There is, of course, another class of process-based applications on the market. Known as the communications-enabled business process (CEBP) applications, this class embeds communications into existing applications and enables triggering of notifications based on an event. The difference, however, is that CEBP applications aren’t equipped to automate processes end to end, nor do they fully address latency and human error. Thus their return on investment (ROI) is limited.

Take, for example, a customer’s database record indicating a balance due that is greater than the defined threshold. A CEBP application can generate a phone call based on this. At its most robust, it might be able to use presence to send the call to the first available person. However, because it relies on another application to actually perform the process automation, it offers no way of effectively moving the work from phase to phase, let alone track and report on it.

A CBPA application can also generate the call and use presence. Unlike CEBP it includes everything a contact centre needs to manage the process through to resolution. It allows the organisation to define and track workflows - from creating end-user interfaces and specifying detailed process logic, to monitoring and reporting.
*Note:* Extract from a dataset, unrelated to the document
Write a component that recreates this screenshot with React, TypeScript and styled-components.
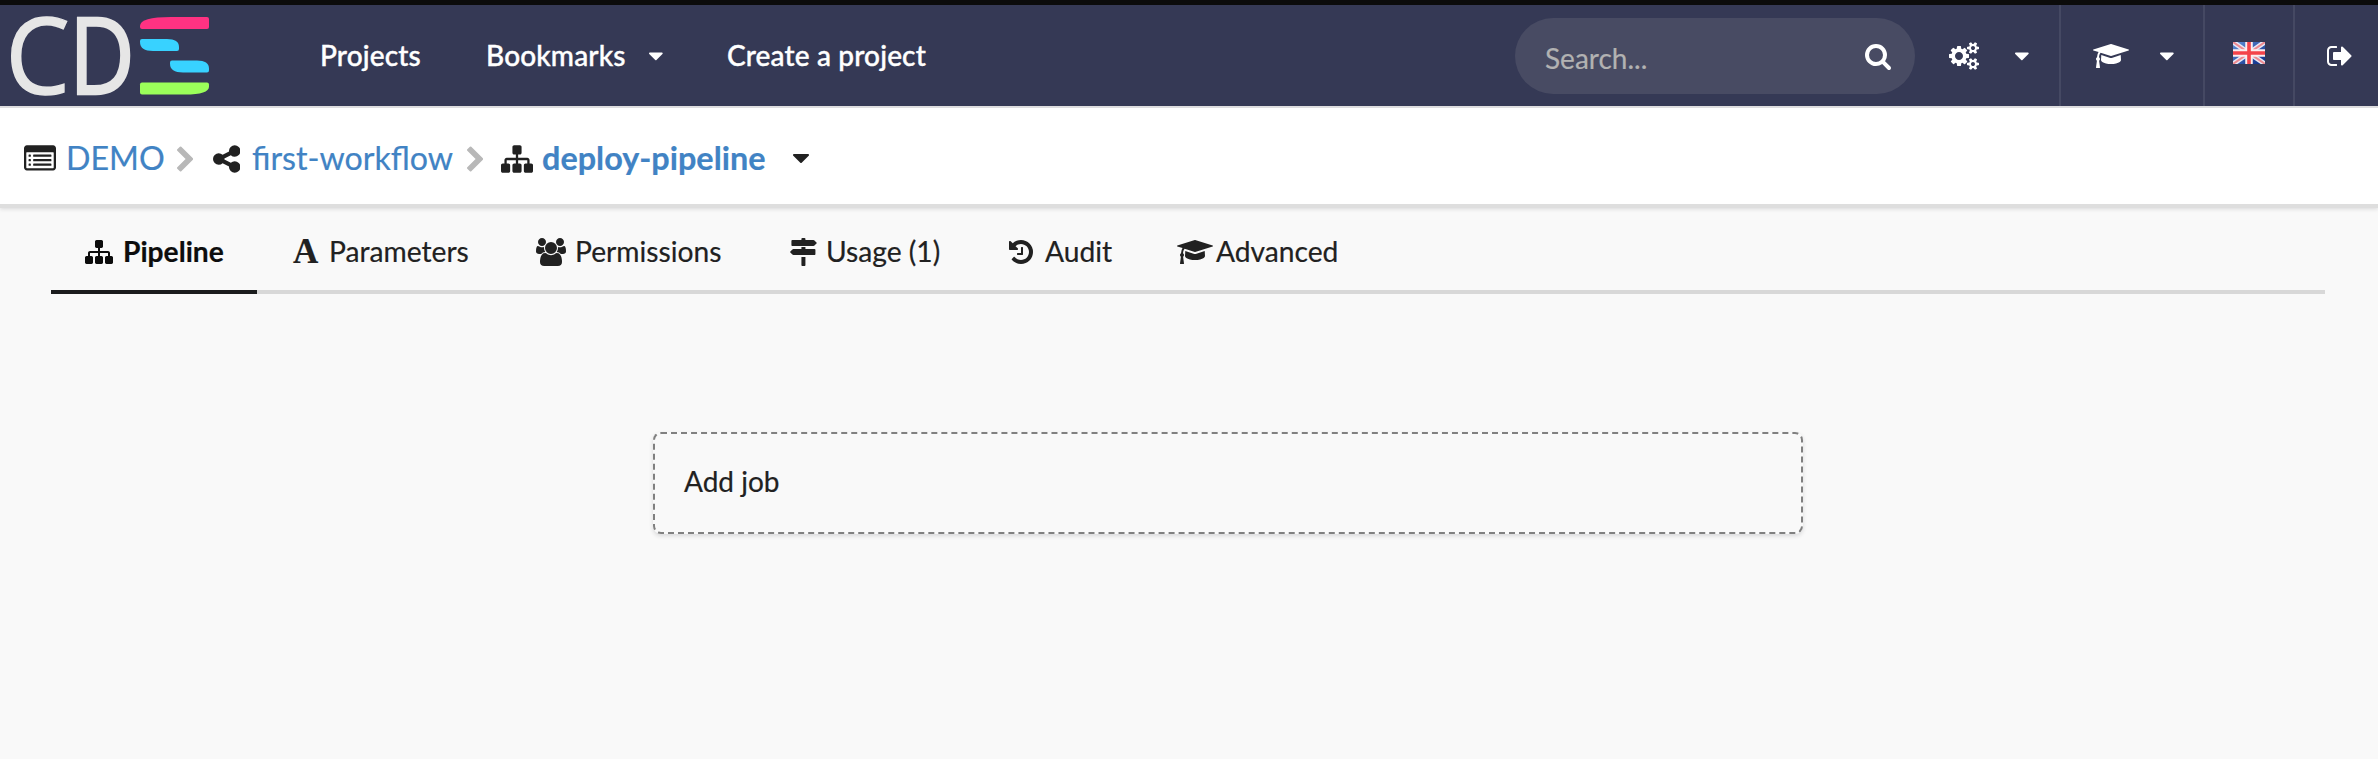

And it is in this way, using a UC platform running multichannel services designed to automate business processes end to end, that CBPA systems can offer contact centres the ability to efficiently provide and manage customer service across myriad modes of communication.

By Brendan Maree, ANZ Country Manager for Interactive Intelligence. In this position, his main responsibilities include sales, channel development and business management. He was previously Avaya’s Channel Manager for SMB products and has also worked for a mobile phone infrastructure group, MC Solutions, as well as for Allen Telecom and Anritsu. Maree has telecommunications and RF diplomas which he gained during his nine-year tenure with the Royal Australian Navy.